I've tried to use apply()
(see below), but the performance doesn't improve
# Establish test data
testData <- data.table::data.table(id = 1:10000,
var1 = rep(letters[1:10], times = 1000),
var2 = rep(letters[11:20], times = 1000))
# Establish which variables will be JSON-ed
jsonVars <- c("var1","var2")
# Initialize JSON column
testData[["json"]] <- as.character(NA)
# Use apply to populate JSON column
jsonFUN <- function(x) { gsub('^.|.$','',jsonlite::toJSON(testData[,jsonVars,with=F])) }
testData$json <- apply(X = testData, MARGIN = 1, FUN = jsonFUN)
# Keep only the identifier and JSON fields
testData <- testData[,c("id","json"),with=F]
Does anyone know an efficient method to accomplish this task more quickly?
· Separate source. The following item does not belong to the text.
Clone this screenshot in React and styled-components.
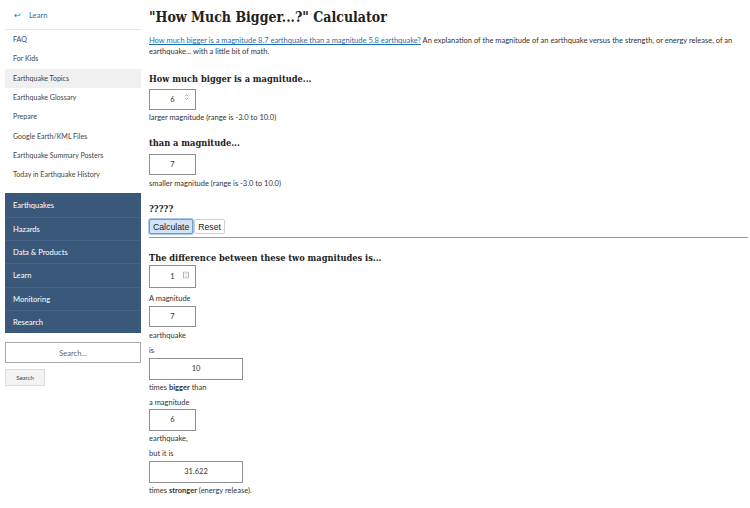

Perhaps the answer is better use of data.table
tools. The documentation for jsonlite::toJSON
also mentions processing for vectors, data.frames, and arrays, but I haven't been able to find a solution.
Your assistance is appreciated!
CodePudding user response:
jsonlite
This isn't really fast, but it works and is a canonical json method:
testData[, .(json = jsonlite::toJSON(.SD)), by = id
][, json := gsub("^\\[|\\]$", "", json)][]
# id json
# <int> <json>
# 1: 1 {"var1":"a","var2":"k"}
# 2: 2 {"var1":"b","var2":"l"}
# 3: 3 {"var1":"c","var2":"m"}
# 4: 4 {"var1":"d","var2":"n"}
# 5: 5 {"var1":"e","var2":"o"}
# 6: 6 {"var1":"f","var2":"p"}
# 7: 7 {"var1":"g","var2":"q"}
# 8: 8 {"var1":"h","var2":"r"}
# 9: 9 {"var1":"i","var2":"s"}
# 10: 10 {"var1":"j","var2":"t"}
# ---
# 9991: 9991 {"var1":"a","var2":"k"}
# 9992: 9992 {"var1":"b","var2":"l"}
# 9993: 9993 {"var1":"c","var2":"m"}
# 9994: 9994 {"var1":"d","var2":"n"}
# 9995: 9995 {"var1":"e","var2":"o"}
# 9996: 9996 {"var1":"f","var2":"p"}
# 9997: 9997 {"var1":"g","var2":"q"}
# 9998: 9998 {"var1":"h","var2":"r"}
# 9999: 9999 {"var1":"i","var2":"s"}
# 10000: 10000 {"var1":"j","var2":"t"}
The default output for each row is actually "[{"var1":"a","var2":"k"}]"
(a list of length 1), I removed that with the gsub
pattern. If you don't mind the length-1 list then you can simplify out the gsub
.
Also, this assumes that rows are unique by id
; if you have multiple rows for an id
then this will produce different results (for those rows).
sprintf
This is a hack and not nearly as general, but it's likely much faster:
testData[, .(id, json = sprintf('{"var1":%s,"var2":%s}', dQuote(var1, FALSE), dQuote(var2, FALSE)))]
I caution against using this for anything more complex, as using jsonlite::toJSON
is the more cautious/correct method for anything non-trivial.